On a pu voir de nouveau une place Tahrir noire de monde, certains manifestants arborant des drapeaux syriens, libyens, palestiniens en soutien aux révoltes populaires dans le monde arabe. Quelle a été la succession des événements qui ont conduit à l'intervention de la police anti-émeutes ? Des témoins racontent, sur leurs blogs, que parmi les intervenants sur un podium dressé sur la place figurait un groupe d'officiers subalternes et de soldats accusant le Conseil suprême d'être à la solde de l'ancien régime.

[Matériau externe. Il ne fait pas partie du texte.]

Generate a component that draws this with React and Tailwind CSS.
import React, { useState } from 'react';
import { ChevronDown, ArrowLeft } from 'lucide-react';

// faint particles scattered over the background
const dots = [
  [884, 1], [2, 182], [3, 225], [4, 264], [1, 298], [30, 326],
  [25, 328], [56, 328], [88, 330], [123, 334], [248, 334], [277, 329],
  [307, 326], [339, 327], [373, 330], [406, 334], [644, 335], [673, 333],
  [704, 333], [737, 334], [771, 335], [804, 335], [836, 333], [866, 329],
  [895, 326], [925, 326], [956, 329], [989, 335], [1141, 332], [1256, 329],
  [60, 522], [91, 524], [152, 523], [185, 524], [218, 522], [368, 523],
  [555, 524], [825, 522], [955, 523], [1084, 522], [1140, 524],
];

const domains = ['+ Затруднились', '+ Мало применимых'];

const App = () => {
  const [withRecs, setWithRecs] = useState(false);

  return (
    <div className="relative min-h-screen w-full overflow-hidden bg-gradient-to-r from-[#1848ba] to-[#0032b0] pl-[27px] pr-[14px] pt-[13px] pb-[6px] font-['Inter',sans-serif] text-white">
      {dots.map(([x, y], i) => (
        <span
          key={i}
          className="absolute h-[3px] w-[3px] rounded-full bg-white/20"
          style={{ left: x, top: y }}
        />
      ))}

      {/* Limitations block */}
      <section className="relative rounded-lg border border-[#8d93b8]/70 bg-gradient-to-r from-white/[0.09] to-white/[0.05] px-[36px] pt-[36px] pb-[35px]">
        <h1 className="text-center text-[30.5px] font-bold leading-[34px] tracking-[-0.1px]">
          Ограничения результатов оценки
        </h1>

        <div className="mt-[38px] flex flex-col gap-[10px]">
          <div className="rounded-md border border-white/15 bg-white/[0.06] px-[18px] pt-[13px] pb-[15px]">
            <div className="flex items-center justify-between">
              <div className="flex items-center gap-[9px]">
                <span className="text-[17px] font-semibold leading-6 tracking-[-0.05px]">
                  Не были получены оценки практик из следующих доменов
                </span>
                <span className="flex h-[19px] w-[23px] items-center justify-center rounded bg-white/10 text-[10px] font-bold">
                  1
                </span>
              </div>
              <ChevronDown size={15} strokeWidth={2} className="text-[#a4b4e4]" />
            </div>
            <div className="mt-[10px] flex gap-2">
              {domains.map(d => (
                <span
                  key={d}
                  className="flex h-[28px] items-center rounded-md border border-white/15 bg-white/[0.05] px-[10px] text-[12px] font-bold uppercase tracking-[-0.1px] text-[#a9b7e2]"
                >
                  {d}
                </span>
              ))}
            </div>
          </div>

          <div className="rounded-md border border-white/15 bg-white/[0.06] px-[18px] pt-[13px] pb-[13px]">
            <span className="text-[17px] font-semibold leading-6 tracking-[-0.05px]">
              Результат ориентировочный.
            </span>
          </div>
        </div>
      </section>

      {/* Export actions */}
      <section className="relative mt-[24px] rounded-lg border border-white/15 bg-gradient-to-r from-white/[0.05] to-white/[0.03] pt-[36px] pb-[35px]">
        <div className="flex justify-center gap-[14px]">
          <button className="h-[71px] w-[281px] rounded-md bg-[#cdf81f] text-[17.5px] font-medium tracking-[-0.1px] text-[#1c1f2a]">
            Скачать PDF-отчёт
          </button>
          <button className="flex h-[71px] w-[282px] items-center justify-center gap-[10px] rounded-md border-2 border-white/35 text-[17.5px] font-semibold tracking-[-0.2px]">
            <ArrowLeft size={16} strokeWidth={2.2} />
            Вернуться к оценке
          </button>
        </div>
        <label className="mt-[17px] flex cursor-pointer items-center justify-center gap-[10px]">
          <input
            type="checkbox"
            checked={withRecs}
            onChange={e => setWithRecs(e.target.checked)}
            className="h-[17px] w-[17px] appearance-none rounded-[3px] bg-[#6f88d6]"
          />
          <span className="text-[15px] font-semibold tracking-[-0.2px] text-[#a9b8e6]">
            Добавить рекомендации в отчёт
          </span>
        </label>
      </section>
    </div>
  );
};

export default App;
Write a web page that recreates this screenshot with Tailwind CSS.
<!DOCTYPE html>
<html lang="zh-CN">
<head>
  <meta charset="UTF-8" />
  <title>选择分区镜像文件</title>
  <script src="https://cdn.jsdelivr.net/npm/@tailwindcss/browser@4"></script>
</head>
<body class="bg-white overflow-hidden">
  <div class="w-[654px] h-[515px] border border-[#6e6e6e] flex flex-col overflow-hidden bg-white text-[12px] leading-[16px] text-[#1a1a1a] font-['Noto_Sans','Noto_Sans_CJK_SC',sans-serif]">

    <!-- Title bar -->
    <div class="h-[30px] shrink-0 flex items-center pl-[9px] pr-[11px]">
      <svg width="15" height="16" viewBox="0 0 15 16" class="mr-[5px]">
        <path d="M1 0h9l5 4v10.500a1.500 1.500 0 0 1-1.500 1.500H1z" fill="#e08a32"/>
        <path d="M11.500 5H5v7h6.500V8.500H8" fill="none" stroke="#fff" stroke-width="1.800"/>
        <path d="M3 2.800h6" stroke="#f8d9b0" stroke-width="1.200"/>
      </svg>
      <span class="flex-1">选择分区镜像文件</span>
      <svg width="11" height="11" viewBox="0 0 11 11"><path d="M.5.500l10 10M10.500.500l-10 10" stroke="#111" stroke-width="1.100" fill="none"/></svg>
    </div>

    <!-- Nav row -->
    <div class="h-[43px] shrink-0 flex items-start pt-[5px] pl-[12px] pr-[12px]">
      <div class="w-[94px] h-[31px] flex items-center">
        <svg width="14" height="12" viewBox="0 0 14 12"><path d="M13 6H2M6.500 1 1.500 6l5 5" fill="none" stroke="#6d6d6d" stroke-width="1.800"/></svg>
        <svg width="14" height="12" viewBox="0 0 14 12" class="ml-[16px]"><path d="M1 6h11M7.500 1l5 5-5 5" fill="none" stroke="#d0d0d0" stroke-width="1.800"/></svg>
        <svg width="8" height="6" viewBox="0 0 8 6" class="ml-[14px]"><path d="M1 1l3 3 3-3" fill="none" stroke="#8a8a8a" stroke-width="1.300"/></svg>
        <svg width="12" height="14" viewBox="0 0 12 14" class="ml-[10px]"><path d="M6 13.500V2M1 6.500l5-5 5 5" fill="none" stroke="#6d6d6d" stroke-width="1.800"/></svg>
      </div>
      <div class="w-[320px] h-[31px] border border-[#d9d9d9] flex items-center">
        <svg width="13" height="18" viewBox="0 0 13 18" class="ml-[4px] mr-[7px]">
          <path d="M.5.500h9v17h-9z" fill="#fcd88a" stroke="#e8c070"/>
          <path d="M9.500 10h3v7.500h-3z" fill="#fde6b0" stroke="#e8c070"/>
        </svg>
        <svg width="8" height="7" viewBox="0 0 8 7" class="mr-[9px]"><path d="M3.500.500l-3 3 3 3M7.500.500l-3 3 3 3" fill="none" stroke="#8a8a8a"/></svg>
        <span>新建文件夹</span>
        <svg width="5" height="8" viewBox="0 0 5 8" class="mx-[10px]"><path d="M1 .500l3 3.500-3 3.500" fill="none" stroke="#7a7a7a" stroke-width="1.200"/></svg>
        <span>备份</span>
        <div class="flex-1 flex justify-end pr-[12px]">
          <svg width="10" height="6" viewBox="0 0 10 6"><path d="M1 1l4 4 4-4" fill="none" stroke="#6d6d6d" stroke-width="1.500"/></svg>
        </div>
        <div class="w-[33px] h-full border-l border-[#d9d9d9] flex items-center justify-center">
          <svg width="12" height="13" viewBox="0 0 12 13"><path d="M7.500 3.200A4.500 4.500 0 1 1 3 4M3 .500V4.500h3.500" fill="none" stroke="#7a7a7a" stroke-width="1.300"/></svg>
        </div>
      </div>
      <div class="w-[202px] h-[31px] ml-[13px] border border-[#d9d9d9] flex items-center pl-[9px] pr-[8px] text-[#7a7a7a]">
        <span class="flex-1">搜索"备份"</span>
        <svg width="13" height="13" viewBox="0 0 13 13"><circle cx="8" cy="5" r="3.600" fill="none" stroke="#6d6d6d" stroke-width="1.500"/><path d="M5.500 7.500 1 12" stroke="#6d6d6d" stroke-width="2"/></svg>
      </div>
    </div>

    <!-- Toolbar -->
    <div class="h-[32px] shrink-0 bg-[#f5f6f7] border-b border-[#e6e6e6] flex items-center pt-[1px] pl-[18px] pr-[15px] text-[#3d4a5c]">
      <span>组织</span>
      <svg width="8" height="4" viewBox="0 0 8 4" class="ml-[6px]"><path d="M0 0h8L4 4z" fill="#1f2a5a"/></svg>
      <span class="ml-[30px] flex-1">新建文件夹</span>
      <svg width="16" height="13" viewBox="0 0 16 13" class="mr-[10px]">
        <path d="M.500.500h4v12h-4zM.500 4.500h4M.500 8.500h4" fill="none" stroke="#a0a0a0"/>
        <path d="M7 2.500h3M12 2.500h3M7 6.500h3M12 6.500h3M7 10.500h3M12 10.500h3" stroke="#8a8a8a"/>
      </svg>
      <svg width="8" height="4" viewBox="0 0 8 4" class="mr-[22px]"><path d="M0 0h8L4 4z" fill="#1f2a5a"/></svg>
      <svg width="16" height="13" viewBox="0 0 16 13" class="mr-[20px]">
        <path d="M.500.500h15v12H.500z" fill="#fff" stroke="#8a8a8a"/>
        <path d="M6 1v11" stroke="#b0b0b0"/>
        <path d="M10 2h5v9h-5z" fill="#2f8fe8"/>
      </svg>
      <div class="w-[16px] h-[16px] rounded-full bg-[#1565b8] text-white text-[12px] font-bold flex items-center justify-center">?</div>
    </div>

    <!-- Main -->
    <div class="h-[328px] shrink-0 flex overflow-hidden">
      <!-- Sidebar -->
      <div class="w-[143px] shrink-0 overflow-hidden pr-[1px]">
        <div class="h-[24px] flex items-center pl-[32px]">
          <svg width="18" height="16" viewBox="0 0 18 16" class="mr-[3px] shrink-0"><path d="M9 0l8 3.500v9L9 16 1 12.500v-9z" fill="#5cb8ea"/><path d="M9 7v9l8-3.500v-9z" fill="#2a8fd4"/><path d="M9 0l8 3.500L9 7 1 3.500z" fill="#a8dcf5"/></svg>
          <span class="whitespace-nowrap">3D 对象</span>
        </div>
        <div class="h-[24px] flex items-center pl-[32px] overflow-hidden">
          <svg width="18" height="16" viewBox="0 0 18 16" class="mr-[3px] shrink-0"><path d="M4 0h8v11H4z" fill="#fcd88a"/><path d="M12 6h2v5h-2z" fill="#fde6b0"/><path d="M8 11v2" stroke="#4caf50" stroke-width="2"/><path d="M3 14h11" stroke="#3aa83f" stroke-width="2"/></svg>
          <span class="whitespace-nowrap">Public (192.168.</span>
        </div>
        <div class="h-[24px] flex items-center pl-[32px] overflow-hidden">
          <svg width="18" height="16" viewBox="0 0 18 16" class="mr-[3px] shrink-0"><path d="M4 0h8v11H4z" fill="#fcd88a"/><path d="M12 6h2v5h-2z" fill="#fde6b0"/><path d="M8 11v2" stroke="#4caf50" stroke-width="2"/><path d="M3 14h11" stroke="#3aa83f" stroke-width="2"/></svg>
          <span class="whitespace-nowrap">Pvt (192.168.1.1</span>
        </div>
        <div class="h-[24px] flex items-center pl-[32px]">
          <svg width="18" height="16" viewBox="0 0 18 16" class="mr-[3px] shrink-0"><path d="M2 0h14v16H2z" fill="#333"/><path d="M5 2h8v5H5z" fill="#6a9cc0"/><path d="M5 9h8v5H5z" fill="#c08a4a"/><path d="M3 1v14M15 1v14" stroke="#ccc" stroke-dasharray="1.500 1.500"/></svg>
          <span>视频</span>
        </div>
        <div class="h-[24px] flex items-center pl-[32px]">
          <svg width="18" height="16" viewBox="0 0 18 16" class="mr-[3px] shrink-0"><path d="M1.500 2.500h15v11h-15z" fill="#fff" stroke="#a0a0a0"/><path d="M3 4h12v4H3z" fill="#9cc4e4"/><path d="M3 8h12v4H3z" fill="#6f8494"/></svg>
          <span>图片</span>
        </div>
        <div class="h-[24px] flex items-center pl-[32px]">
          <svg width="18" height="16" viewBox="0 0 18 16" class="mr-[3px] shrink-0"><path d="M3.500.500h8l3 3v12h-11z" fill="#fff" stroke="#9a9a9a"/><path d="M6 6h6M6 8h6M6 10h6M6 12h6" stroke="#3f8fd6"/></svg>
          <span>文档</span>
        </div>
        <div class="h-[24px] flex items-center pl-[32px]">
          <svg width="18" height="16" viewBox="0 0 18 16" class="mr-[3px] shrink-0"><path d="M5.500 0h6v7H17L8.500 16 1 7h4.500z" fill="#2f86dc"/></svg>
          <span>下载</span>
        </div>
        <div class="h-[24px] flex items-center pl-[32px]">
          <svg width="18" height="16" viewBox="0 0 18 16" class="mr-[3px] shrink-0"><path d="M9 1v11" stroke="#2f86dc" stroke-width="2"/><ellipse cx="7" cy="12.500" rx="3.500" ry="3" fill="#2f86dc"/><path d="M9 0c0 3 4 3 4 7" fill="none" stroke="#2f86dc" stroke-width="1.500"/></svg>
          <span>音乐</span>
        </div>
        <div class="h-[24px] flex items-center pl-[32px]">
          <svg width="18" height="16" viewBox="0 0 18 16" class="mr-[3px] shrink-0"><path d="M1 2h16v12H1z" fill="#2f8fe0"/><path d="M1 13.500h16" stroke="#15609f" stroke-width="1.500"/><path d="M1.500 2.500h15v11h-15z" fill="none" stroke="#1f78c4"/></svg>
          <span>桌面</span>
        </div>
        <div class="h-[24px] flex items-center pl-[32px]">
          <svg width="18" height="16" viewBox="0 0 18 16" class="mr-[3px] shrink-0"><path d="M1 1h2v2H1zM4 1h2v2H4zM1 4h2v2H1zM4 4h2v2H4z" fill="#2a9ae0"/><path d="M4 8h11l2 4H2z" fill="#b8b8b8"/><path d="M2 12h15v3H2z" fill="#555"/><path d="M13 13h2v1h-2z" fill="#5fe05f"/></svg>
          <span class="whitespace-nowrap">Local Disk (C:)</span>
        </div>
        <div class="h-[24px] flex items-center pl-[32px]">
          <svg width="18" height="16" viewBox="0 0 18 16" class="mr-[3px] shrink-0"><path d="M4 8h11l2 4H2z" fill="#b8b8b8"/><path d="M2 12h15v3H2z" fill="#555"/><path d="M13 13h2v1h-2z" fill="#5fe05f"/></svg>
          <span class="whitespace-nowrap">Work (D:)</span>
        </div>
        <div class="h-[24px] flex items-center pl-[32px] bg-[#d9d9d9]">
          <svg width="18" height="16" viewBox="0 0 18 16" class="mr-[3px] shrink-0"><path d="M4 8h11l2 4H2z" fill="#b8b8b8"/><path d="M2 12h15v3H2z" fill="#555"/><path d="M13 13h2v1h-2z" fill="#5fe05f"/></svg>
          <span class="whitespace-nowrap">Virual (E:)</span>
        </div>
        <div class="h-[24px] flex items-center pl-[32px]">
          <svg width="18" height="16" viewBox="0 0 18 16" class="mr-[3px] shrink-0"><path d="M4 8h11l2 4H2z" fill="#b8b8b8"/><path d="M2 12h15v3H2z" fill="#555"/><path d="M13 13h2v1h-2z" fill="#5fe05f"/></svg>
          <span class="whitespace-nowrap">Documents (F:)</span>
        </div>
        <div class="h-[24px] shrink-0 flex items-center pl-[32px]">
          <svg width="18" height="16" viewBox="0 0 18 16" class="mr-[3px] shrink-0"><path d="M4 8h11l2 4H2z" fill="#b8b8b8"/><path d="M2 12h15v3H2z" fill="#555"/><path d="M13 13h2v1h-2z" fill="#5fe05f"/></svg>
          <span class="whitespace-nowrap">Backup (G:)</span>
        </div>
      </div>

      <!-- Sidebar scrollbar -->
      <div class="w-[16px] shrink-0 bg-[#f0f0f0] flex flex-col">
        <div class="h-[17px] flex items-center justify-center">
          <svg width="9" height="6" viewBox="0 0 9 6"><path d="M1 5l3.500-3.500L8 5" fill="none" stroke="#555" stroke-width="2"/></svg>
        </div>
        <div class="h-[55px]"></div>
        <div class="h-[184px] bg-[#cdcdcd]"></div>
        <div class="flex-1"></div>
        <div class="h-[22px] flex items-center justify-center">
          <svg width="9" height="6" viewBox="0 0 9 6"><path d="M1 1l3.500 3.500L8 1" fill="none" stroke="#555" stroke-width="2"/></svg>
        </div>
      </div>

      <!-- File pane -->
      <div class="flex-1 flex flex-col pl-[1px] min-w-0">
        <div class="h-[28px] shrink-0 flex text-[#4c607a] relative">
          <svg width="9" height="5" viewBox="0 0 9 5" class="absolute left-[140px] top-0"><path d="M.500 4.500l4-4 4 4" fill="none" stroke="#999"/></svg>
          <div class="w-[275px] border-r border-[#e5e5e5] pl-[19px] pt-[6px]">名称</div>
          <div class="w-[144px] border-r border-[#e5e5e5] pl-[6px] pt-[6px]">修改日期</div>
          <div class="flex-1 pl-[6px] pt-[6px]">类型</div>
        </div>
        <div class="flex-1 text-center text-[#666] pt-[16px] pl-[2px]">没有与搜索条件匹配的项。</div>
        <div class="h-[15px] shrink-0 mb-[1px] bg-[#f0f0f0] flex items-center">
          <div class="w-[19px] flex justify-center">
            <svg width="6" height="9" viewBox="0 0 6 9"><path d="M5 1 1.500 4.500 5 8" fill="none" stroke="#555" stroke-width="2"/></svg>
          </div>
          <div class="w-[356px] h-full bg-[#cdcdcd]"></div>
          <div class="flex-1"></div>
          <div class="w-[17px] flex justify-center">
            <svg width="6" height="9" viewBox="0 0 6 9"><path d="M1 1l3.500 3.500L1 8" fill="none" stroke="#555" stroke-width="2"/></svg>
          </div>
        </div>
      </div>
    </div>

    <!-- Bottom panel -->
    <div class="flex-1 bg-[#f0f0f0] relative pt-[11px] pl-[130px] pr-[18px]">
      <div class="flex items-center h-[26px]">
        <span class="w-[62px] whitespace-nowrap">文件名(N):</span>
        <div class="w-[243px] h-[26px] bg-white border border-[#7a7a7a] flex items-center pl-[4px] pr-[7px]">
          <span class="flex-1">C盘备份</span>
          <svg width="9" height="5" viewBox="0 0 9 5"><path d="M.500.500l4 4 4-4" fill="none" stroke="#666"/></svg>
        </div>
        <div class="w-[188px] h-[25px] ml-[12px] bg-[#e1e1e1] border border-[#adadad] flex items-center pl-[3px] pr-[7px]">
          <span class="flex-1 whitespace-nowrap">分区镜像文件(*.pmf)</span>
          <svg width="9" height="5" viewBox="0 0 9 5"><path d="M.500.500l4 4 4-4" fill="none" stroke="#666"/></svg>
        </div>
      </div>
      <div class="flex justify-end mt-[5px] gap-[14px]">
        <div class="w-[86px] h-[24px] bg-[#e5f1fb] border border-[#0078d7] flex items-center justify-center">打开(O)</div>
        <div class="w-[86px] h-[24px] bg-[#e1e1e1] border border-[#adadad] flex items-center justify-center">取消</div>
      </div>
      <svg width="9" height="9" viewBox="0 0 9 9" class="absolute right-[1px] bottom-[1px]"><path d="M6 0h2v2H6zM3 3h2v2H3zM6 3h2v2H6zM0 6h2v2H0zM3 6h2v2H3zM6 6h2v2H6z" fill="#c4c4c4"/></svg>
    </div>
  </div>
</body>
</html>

D'aucuns évoquent une provocation, organisée et rétribuée par un proche de Moubarak. Toujours est-il que, dans la soirée, l'intervention brutale des forces armées s'est soldée par la mort d'un manifestant et plusieurs dizaines de blessés, selon les chiffres du ministère de la Santé.
La veille, une cour martiale condamnait à trois ans de prison un jeune blogueur, Maikel Nabil Sanad, pour avoir sur son site sévèrement critiqué l'armée, ses exactions à l'encontre de nombreux manifestants et son manque d'empressement à s'en prendre à l'ancien dictateur et aux siens. Selon ce blogueur et les affirmations de l'ONG Human Rights Watch, plus de deux cents manifestants auraient été arrêtés en deux mois, des dizaines d'entre eux traînés devant des tribunaux militaires et jugés sans même la présence d'avocats. Maikel Sanad a été victime du même traitement, lui qui dénonçait la persistance des arrestations arbitraires, des coups, des tortures, voire des disparitions, tout en posant la question : « L'armée égyptienne est-elle du côté de la révolution ? »
Prétendant assurer provisoirement le pouvoir dans l'attente d'élections législatives en septembre et présidentielles un ou deux mois plus tard, l'état-major militaire a déjà répondu à cette question. Pour lui, il n'a jamais été question de révolution, mais d'assurer la continuité du pouvoir après le départ d'un Moubarak trop discrédité. Et après s'être pendant quelques semaines appuyé sur l'illusion d'une armée « du côté du peuple », ce pouvoir est en train de montrer son vrai visage.